(TASK DIRECTIONS): Take the listing and print it in full, exactly as given.

(RAW DATA):
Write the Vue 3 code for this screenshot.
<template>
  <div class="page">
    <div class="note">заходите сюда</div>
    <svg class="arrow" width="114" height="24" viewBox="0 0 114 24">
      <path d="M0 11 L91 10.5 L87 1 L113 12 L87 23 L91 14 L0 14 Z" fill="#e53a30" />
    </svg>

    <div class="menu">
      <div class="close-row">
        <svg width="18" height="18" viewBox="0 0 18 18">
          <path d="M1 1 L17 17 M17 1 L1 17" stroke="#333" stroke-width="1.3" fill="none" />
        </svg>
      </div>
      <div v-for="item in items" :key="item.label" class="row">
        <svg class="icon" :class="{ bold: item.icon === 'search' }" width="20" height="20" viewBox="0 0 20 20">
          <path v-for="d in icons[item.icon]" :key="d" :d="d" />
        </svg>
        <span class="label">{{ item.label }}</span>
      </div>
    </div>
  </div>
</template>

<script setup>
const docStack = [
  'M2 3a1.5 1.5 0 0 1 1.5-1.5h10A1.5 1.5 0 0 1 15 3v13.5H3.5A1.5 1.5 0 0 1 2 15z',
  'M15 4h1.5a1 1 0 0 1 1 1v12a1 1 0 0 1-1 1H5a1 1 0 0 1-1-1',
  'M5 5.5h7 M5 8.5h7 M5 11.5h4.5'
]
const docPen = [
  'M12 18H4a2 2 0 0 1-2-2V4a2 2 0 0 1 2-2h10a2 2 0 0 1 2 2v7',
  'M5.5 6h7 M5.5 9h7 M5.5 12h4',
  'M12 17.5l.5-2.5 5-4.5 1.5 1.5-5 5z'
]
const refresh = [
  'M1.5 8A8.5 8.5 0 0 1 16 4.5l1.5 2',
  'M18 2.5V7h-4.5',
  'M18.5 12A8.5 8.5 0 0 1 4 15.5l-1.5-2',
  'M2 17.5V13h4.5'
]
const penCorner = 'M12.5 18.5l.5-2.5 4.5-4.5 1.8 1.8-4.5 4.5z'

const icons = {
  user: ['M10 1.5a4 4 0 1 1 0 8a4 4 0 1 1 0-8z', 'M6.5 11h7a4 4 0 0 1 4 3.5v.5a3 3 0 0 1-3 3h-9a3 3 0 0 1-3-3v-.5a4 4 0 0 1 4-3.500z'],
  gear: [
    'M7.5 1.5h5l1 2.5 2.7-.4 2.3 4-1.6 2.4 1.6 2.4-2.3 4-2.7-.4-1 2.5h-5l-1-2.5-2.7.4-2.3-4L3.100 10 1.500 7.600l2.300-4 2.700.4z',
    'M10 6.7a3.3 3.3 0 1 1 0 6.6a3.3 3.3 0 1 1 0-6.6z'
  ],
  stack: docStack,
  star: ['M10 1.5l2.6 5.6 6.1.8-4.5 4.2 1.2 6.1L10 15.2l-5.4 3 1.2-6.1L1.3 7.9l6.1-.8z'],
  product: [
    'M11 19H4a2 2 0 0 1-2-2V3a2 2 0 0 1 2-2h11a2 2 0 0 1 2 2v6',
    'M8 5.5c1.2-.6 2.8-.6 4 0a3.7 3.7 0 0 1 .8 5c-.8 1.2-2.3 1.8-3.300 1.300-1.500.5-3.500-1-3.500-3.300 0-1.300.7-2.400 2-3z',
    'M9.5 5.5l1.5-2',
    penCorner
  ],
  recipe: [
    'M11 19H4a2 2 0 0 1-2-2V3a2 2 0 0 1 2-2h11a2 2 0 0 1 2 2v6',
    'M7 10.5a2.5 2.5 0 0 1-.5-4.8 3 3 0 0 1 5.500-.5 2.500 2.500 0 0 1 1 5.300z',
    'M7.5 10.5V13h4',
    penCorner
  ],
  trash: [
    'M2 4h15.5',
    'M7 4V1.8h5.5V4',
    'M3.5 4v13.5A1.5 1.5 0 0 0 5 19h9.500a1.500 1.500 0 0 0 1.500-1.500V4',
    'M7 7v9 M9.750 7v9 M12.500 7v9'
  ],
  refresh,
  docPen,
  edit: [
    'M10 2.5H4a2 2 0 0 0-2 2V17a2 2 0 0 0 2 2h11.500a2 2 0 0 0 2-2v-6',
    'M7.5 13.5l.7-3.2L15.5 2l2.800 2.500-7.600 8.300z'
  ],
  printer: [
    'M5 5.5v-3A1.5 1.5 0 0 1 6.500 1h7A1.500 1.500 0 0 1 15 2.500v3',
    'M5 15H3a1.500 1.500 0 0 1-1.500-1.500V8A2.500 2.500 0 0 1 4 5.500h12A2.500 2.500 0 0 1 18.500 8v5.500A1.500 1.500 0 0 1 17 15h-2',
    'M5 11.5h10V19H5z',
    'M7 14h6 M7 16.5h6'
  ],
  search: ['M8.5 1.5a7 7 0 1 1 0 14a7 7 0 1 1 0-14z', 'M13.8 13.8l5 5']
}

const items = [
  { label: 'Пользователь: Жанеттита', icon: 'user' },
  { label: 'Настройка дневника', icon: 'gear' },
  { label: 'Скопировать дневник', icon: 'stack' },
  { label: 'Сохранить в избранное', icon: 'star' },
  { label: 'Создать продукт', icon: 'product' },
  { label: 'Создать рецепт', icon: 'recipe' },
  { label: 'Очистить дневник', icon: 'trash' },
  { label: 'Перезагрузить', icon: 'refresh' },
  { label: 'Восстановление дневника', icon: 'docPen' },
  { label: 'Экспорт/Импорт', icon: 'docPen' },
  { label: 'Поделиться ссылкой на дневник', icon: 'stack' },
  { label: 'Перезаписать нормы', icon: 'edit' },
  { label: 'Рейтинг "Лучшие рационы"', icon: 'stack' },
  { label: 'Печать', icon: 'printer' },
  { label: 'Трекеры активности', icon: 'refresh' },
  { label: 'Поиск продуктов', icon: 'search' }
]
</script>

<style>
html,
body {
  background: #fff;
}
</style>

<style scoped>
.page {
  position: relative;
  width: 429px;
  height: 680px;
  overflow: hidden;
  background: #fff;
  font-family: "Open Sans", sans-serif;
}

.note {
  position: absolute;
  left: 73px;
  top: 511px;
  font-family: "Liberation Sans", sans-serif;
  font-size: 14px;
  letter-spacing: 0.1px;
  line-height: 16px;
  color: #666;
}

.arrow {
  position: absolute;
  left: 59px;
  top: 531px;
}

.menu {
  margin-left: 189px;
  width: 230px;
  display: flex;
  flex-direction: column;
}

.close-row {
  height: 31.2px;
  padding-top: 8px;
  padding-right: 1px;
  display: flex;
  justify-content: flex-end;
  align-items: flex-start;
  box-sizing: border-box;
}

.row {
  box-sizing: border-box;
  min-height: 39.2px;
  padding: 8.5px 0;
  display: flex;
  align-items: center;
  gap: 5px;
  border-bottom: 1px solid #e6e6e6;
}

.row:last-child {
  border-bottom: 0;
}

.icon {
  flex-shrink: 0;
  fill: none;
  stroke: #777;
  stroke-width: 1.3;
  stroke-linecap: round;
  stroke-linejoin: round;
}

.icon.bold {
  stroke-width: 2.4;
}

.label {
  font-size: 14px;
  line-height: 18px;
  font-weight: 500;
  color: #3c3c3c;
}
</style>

(COMPLETED TASK):
Write the Vue 3 code for this screenshot.
<template>
  <div class="page">
    <div class="note">заходите сюда</div>
    <svg class="arrow" width="114" height="24" viewBox="0 0 114 24">
      <path d="M0 11 L91 10.5 L87 1 L113 12 L87 23 L91 14 L0 14 Z" fill="#e53a30" />
    </svg>

    <div class="menu">
      <div class="close-row">
        <svg width="18" height="18" viewBox="0 0 18 18">
          <path d="M1 1 L17 17 M17 1 L1 17" stroke="#333" stroke-width="1.3" fill="none" />
        </svg>
      </div>
      <div v-for="item in items" :key="item.label" class="row">
        <svg class="icon" :class="{ bold: item.icon === 'search' }" width="20" height="20" viewBox="0 0 20 20">
          <path v-for="d in icons[item.icon]" :key="d" :d="d" />
        </svg>
        <span class="label">{{ item.label }}</span>
      </div>
    </div>
  </div>
</template>

<script setup>
const docStack = [
  'M2 3a1.5 1.5 0 0 1 1.5-1.5h10A1.5 1.5 0 0 1 15 3v13.5H3.5A1.5 1.5 0 0 1 2 15z',
  'M15 4h1.5a1 1 0 0 1 1 1v12a1 1 0 0 1-1 1H5a1 1 0 0 1-1-1',
  'M5 5.5h7 M5 8.5h7 M5 11.5h4.5'
]
const docPen = [
  'M12 18H4a2 2 0 0 1-2-2V4a2 2 0 0 1 2-2h10a2 2 0 0 1 2 2v7',
  'M5.5 6h7 M5.5 9h7 M5.5 12h4',
  'M12 17.5l.5-2.5 5-4.5 1.5 1.5-5 5z'
]
const refresh = [
  'M1.5 8A8.5 8.5 0 0 1 16 4.5l1.5 2',
  'M18 2.5V7h-4.5',
  'M18.5 12A8.5 8.5 0 0 1 4 15.5l-1.5-2',
  'M2 17.5V13h4.5'
]
const penCorner = 'M12.5 18.5l.5-2.5 4.5-4.5 1.8 1.8-4.5 4.5z'

const icons = {
  user: ['M10 1.5a4 4 0 1 1 0 8a4 4 0 1 1 0-8z', 'M6.5 11h7a4 4 0 0 1 4 3.5v.5a3 3 0 0 1-3 3h-9a3 3 0 0 1-3-3v-.5a4 4 0 0 1 4-3.500z'],
  gear: [
    'M7.5 1.5h5l1 2.5 2.7-.4 2.3 4-1.6 2.4 1.6 2.4-2.3 4-2.7-.4-1 2.5h-5l-1-2.5-2.7.4-2.3-4L3.100 10 1.500 7.600l2.300-4 2.700.4z',
    'M10 6.7a3.3 3.3 0 1 1 0 6.6a3.3 3.3 0 1 1 0-6.6z'
  ],
  stack: docStack,
  star: ['M10 1.5l2.6 5.6 6.1.8-4.5 4.2 1.2 6.1L10 15.2l-5.4 3 1.2-6.1L1.3 7.9l6.1-.8z'],
  product: [
    'M11 19H4a2 2 0 0 1-2-2V3a2 2 0 0 1 2-2h11a2 2 0 0 1 2 2v6',
    'M8 5.5c1.2-.6 2.8-.6 4 0a3.7 3.7 0 0 1 .8 5c-.8 1.2-2.3 1.8-3.300 1.300-1.500.5-3.500-1-3.500-3.300 0-1.300.7-2.400 2-3z',
    'M9.5 5.5l1.5-2',
    penCorner
  ],
  recipe: [
    'M11 19H4a2 2 0 0 1-2-2V3a2 2 0 0 1 2-2h11a2 2 0 0 1 2 2v6',
    'M7 10.5a2.5 2.5 0 0 1-.5-4.8 3 3 0 0 1 5.500-.5 2.500 2.500 0 0 1 1 5.300z',
    'M7.5 10.5V13h4',
    penCorner
  ],
  trash: [
    'M2 4h15.5',
    'M7 4V1.8h5.5V4',
    'M3.5 4v13.5A1.5 1.5 0 0 0 5 19h9.500a1.500 1.500 0 0 0 1.500-1.500V4',
    'M7 7v9 M9.750 7v9 M12.500 7v9'
  ],
  refresh,
  docPen,
  edit: [
    'M10 2.5H4a2 2 0 0 0-2 2V17a2 2 0 0 0 2 2h11.500a2 2 0 0 0 2-2v-6',
    'M7.5 13.5l.7-3.2L15.5 2l2.800 2.500-7.600 8.300z'
  ],
  printer: [
    'M5 5.5v-3A1.5 1.5 0 0 1 6.500 1h7A1.500 1.500 0 0 1 15 2.500v3',
    'M5 15H3a1.500 1.500 0 0 1-1.500-1.500V8A2.500 2.500 0 0 1 4 5.500h12A2.500 2.500 0 0 1 18.500 8v5.500A1.500 1.500 0 0 1 17 15h-2',
    'M5 11.5h10V19H5z',
    'M7 14h6 M7 16.5h6'
  ],
  search: ['M8.5 1.5a7 7 0 1 1 0 14a7 7 0 1 1 0-14z', 'M13.8 13.8l5 5']
}

const items = [
  { label: 'Пользователь: Жанеттита', icon: 'user' },
  { label: 'Настройка дневника', icon: 'gear' },
  { label: 'Скопировать дневник', icon: 'stack' },
  { label: 'Сохранить в избранное', icon: 'star' },
  { label: 'Создать продукт', icon: 'product' },
  { label: 'Создать рецепт', icon: 'recipe' },
  { label: 'Очистить дневник', icon: 'trash' },
  { label: 'Перезагрузить', icon: 'refresh' },
  { label: 'Восстановление дневника', icon: 'docPen' },
  { label: 'Экспорт/Импорт', icon: 'docPen' },
  { label: 'Поделиться ссылкой на дневник', icon: 'stack' },
  { label: 'Перезаписать нормы', icon: 'edit' },
  { label: 'Рейтинг "Лучшие рационы"', icon: 'stack' },
  { label: 'Печать', icon: 'printer' },
  { label: 'Трекеры активности', icon: 'refresh' },
  { label: 'Поиск продуктов', icon: 'search' }
]
</script>

<style>
html,
body {
  background: #fff;
}
</style>

<style scoped>
.page {
  position: relative;
  width: 429px;
  height: 680px;
  overflow: hidden;
  background: #fff;
  font-family: "Open Sans", sans-serif;
}

.note {
  position: absolute;
  left: 73px;
  top: 511px;
  font-family: "Liberation Sans", sans-serif;
  font-size: 14px;
  letter-spacing: 0.1px;
  line-height: 16px;
  color: #666;
}

.arrow {
  position: absolute;
  left: 59px;
  top: 531px;
}

.menu {
  margin-left: 189px;
  width: 230px;
  display: flex;
  flex-direction: column;
}

.close-row {
  height: 31.2px;
  padding-top: 8px;
  padding-right: 1px;
  display: flex;
  justify-content: flex-end;
  align-items: flex-start;
  box-sizing: border-box;
}

.row {
  box-sizing: border-box;
  min-height: 39.2px;
  padding: 8.5px 0;
  display: flex;
  align-items: center;
  gap: 5px;
  border-bottom: 1px solid #e6e6e6;
}

.row:last-child {
  border-bottom: 0;
}

.icon {
  flex-shrink: 0;
  fill: none;
  stroke: #777;
  stroke-width: 1.3;
  stroke-linecap: round;
  stroke-linejoin: round;
}

.icon.bold {
  stroke-width: 2.4;
}

.label {
  font-size: 14px;
  line-height: 18px;
  font-weight: 500;
  color: #3c3c3c;
}
</style>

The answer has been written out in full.